--- Task goal ---
Copy out the whole listing exactly as written, leaving the pictures behind.

▼▼▼

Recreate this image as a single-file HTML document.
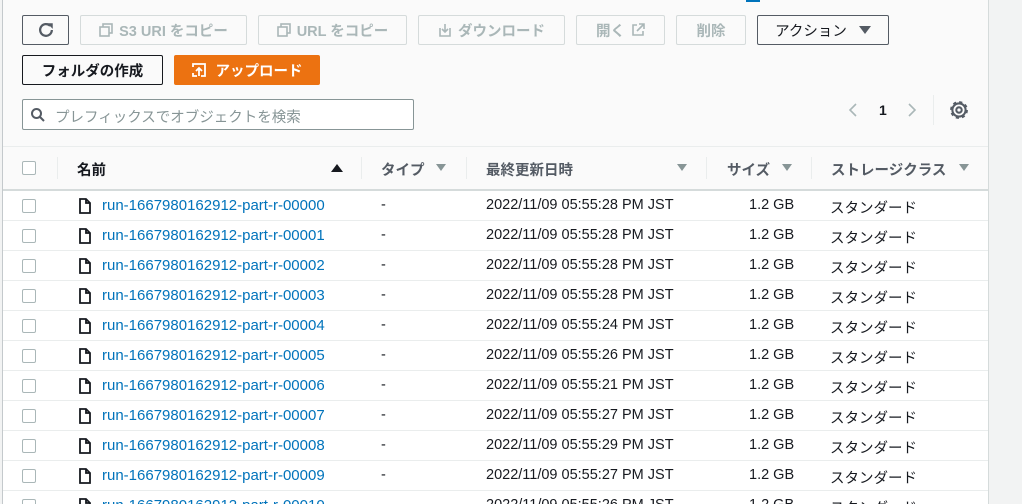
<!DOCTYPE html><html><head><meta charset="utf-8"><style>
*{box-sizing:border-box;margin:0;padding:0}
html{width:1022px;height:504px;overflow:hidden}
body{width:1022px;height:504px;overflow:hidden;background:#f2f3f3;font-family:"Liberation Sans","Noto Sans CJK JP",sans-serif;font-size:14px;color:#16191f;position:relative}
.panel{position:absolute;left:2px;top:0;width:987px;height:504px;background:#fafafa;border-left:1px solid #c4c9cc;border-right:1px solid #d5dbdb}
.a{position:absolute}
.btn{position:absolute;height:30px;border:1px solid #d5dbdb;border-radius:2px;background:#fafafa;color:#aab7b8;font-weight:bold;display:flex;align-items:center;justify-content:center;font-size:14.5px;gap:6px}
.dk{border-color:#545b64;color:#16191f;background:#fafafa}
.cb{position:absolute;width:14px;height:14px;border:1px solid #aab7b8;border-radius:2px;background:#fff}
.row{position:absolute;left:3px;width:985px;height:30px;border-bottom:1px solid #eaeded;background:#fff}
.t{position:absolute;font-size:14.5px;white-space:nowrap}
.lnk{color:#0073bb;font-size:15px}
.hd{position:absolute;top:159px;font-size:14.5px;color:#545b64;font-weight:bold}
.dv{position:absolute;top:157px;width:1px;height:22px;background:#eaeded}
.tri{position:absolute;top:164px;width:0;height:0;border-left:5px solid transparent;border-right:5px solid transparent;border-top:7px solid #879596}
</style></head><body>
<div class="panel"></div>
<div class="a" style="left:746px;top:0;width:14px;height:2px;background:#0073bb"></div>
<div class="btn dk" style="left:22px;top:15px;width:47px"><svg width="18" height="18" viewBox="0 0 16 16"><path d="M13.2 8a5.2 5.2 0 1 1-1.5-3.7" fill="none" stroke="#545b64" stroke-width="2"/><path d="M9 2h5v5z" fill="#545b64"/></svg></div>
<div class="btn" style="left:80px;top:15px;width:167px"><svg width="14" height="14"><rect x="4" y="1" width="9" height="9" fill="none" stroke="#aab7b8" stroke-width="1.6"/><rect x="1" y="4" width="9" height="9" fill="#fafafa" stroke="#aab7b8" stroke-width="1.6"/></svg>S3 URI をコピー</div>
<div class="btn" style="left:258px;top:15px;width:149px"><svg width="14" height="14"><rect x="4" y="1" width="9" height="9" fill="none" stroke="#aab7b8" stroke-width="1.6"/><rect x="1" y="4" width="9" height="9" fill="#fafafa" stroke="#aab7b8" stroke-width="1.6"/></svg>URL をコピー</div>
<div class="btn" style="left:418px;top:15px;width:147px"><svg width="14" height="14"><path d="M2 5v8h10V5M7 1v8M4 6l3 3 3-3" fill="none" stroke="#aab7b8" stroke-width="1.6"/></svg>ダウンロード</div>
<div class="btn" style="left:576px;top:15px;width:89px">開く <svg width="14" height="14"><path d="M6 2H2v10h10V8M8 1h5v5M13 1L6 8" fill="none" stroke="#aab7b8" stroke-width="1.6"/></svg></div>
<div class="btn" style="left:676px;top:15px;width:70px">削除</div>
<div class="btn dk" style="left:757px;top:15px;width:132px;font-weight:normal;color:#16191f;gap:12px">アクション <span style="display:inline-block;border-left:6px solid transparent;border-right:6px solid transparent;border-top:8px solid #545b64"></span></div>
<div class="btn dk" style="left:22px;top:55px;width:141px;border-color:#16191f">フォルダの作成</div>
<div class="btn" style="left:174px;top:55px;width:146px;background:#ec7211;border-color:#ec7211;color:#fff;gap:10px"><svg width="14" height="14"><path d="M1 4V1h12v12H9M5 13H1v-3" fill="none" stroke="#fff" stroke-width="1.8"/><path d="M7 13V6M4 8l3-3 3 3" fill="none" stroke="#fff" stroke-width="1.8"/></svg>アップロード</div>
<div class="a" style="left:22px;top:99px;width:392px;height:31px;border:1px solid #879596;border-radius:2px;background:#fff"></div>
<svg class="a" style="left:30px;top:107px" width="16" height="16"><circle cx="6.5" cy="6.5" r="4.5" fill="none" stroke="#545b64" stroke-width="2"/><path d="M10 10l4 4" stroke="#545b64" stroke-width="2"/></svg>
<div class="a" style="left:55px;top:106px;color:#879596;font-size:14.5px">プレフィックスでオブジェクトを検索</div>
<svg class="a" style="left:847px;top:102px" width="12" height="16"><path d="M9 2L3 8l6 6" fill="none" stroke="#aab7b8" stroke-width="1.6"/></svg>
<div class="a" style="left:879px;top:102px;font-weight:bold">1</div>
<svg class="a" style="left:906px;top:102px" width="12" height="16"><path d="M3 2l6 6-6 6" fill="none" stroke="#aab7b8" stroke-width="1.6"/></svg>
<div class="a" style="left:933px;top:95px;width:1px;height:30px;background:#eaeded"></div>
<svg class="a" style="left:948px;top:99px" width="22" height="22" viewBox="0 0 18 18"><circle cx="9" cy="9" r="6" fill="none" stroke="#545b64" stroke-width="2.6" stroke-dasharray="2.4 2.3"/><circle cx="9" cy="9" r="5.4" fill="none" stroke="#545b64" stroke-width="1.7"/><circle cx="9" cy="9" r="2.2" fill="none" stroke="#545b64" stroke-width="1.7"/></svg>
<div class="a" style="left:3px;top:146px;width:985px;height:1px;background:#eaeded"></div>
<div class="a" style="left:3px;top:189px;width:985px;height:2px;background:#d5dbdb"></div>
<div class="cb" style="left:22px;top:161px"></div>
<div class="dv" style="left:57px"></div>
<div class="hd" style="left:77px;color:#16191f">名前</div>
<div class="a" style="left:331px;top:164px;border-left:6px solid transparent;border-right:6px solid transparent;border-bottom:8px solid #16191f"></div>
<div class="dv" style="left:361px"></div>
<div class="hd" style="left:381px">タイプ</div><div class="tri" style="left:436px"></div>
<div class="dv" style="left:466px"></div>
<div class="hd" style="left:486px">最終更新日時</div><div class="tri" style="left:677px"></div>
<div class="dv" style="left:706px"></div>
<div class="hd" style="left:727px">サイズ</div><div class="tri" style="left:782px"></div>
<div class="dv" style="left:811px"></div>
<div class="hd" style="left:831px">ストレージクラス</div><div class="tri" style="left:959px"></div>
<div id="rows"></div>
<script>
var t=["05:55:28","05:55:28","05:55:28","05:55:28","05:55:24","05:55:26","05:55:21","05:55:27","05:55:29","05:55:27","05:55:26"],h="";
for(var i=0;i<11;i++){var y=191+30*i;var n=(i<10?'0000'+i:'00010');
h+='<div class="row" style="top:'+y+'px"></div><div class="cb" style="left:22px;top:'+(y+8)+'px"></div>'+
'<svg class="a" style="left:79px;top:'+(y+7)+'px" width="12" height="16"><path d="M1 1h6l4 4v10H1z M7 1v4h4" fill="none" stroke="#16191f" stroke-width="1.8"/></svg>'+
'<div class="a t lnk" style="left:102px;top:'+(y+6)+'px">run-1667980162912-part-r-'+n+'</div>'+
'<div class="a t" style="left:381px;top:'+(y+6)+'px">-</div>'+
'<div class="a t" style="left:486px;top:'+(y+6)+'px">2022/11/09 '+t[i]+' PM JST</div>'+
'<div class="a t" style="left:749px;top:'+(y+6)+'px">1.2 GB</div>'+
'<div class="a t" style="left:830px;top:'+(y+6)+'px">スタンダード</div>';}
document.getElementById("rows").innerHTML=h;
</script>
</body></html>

▲▲▲

--- Response for this exercise ---
Recreate this image as a single-file HTML document.
<!DOCTYPE html><html><head><meta charset="utf-8"><style>
*{box-sizing:border-box;margin:0;padding:0}
html{width:1022px;height:504px;overflow:hidden}
body{width:1022px;height:504px;overflow:hidden;background:#f2f3f3;font-family:"Liberation Sans","Noto Sans CJK JP",sans-serif;font-size:14px;color:#16191f;position:relative}
.panel{position:absolute;left:2px;top:0;width:987px;height:504px;background:#fafafa;border-left:1px solid #c4c9cc;border-right:1px solid #d5dbdb}
.a{position:absolute}
.btn{position:absolute;height:30px;border:1px solid #d5dbdb;border-radius:2px;background:#fafafa;color:#aab7b8;font-weight:bold;display:flex;align-items:center;justify-content:center;font-size:14.5px;gap:6px}
.dk{border-color:#545b64;color:#16191f;background:#fafafa}
.cb{position:absolute;width:14px;height:14px;border:1px solid #aab7b8;border-radius:2px;background:#fff}
.row{position:absolute;left:3px;width:985px;height:30px;border-bottom:1px solid #eaeded;background:#fff}
.t{position:absolute;font-size:14.5px;white-space:nowrap}
.lnk{color:#0073bb;font-size:15px}
.hd{position:absolute;top:159px;font-size:14.5px;color:#545b64;font-weight:bold}
.dv{position:absolute;top:157px;width:1px;height:22px;background:#eaeded}
.tri{position:absolute;top:164px;width:0;height:0;border-left:5px solid transparent;border-right:5px solid transparent;border-top:7px solid #879596}
</style></head><body>
<div class="panel"></div>
<div class="a" style="left:746px;top:0;width:14px;height:2px;background:#0073bb"></div>
<div class="btn dk" style="left:22px;top:15px;width:47px"><svg width="18" height="18" viewBox="0 0 16 16"><path d="M13.2 8a5.2 5.2 0 1 1-1.5-3.7" fill="none" stroke="#545b64" stroke-width="2"/><path d="M9 2h5v5z" fill="#545b64"/></svg></div>
<div class="btn" style="left:80px;top:15px;width:167px"><svg width="14" height="14"><rect x="4" y="1" width="9" height="9" fill="none" stroke="#aab7b8" stroke-width="1.6"/><rect x="1" y="4" width="9" height="9" fill="#fafafa" stroke="#aab7b8" stroke-width="1.6"/></svg>S3 URI をコピー</div>
<div class="btn" style="left:258px;top:15px;width:149px"><svg width="14" height="14"><rect x="4" y="1" width="9" height="9" fill="none" stroke="#aab7b8" stroke-width="1.6"/><rect x="1" y="4" width="9" height="9" fill="#fafafa" stroke="#aab7b8" stroke-width="1.6"/></svg>URL をコピー</div>
<div class="btn" style="left:418px;top:15px;width:147px"><svg width="14" height="14"><path d="M2 5v8h10V5M7 1v8M4 6l3 3 3-3" fill="none" stroke="#aab7b8" stroke-width="1.6"/></svg>ダウンロード</div>
<div class="btn" style="left:576px;top:15px;width:89px">開く <svg width="14" height="14"><path d="M6 2H2v10h10V8M8 1h5v5M13 1L6 8" fill="none" stroke="#aab7b8" stroke-width="1.6"/></svg></div>
<div class="btn" style="left:676px;top:15px;width:70px">削除</div>
<div class="btn dk" style="left:757px;top:15px;width:132px;font-weight:normal;color:#16191f;gap:12px">アクション <span style="display:inline-block;border-left:6px solid transparent;border-right:6px solid transparent;border-top:8px solid #545b64"></span></div>
<div class="btn dk" style="left:22px;top:55px;width:141px;border-color:#16191f">フォルダの作成</div>
<div class="btn" style="left:174px;top:55px;width:146px;background:#ec7211;border-color:#ec7211;color:#fff;gap:10px"><svg width="14" height="14"><path d="M1 4V1h12v12H9M5 13H1v-3" fill="none" stroke="#fff" stroke-width="1.8"/><path d="M7 13V6M4 8l3-3 3 3" fill="none" stroke="#fff" stroke-width="1.8"/></svg>アップロード</div>
<div class="a" style="left:22px;top:99px;width:392px;height:31px;border:1px solid #879596;border-radius:2px;background:#fff"></div>
<svg class="a" style="left:30px;top:107px" width="16" height="16"><circle cx="6.5" cy="6.5" r="4.5" fill="none" stroke="#545b64" stroke-width="2"/><path d="M10 10l4 4" stroke="#545b64" stroke-width="2"/></svg>
<div class="a" style="left:55px;top:106px;color:#879596;font-size:14.5px">プレフィックスでオブジェクトを検索</div>
<svg class="a" style="left:847px;top:102px" width="12" height="16"><path d="M9 2L3 8l6 6" fill="none" stroke="#aab7b8" stroke-width="1.6"/></svg>
<div class="a" style="left:879px;top:102px;font-weight:bold">1</div>
<svg class="a" style="left:906px;top:102px" width="12" height="16"><path d="M3 2l6 6-6 6" fill="none" stroke="#aab7b8" stroke-width="1.6"/></svg>
<div class="a" style="left:933px;top:95px;width:1px;height:30px;background:#eaeded"></div>
<svg class="a" style="left:948px;top:99px" width="22" height="22" viewBox="0 0 18 18"><circle cx="9" cy="9" r="6" fill="none" stroke="#545b64" stroke-width="2.6" stroke-dasharray="2.4 2.3"/><circle cx="9" cy="9" r="5.4" fill="none" stroke="#545b64" stroke-width="1.7"/><circle cx="9" cy="9" r="2.2" fill="none" stroke="#545b64" stroke-width="1.7"/></svg>
<div class="a" style="left:3px;top:146px;width:985px;height:1px;background:#eaeded"></div>
<div class="a" style="left:3px;top:189px;width:985px;height:2px;background:#d5dbdb"></div>
<div class="cb" style="left:22px;top:161px"></div>
<div class="dv" style="left:57px"></div>
<div class="hd" style="left:77px;color:#16191f">名前</div>
<div class="a" style="left:331px;top:164px;border-left:6px solid transparent;border-right:6px solid transparent;border-bottom:8px solid #16191f"></div>
<div class="dv" style="left:361px"></div>
<div class="hd" style="left:381px">タイプ</div><div class="tri" style="left:436px"></div>
<div class="dv" style="left:466px"></div>
<div class="hd" style="left:486px">最終更新日時</div><div class="tri" style="left:677px"></div>
<div class="dv" style="left:706px"></div>
<div class="hd" style="left:727px">サイズ</div><div class="tri" style="left:782px"></div>
<div class="dv" style="left:811px"></div>
<div class="hd" style="left:831px">ストレージクラス</div><div class="tri" style="left:959px"></div>
<div id="rows"></div>
<script>
var t=["05:55:28","05:55:28","05:55:28","05:55:28","05:55:24","05:55:26","05:55:21","05:55:27","05:55:29","05:55:27","05:55:26"],h="";
for(var i=0;i<11;i++){var y=191+30*i;var n=(i<10?'0000'+i:'00010');
h+='<div class="row" style="top:'+y+'px"></div><div class="cb" style="left:22px;top:'+(y+8)+'px"></div>'+
'<svg class="a" style="left:79px;top:'+(y+7)+'px" width="12" height="16"><path d="M1 1h6l4 4v10H1z M7 1v4h4" fill="none" stroke="#16191f" stroke-width="1.8"/></svg>'+
'<div class="a t lnk" style="left:102px;top:'+(y+6)+'px">run-1667980162912-part-r-'+n+'</div>'+
'<div class="a t" style="left:381px;top:'+(y+6)+'px">-</div>'+
'<div class="a t" style="left:486px;top:'+(y+6)+'px">2022/11/09 '+t[i]+' PM JST</div>'+
'<div class="a t" style="left:749px;top:'+(y+6)+'px">1.2 GB</div>'+
'<div class="a t" style="left:830px;top:'+(y+6)+'px">スタンダード</div>';}
document.getElementById("rows").innerHTML=h;
</script>
</body></html>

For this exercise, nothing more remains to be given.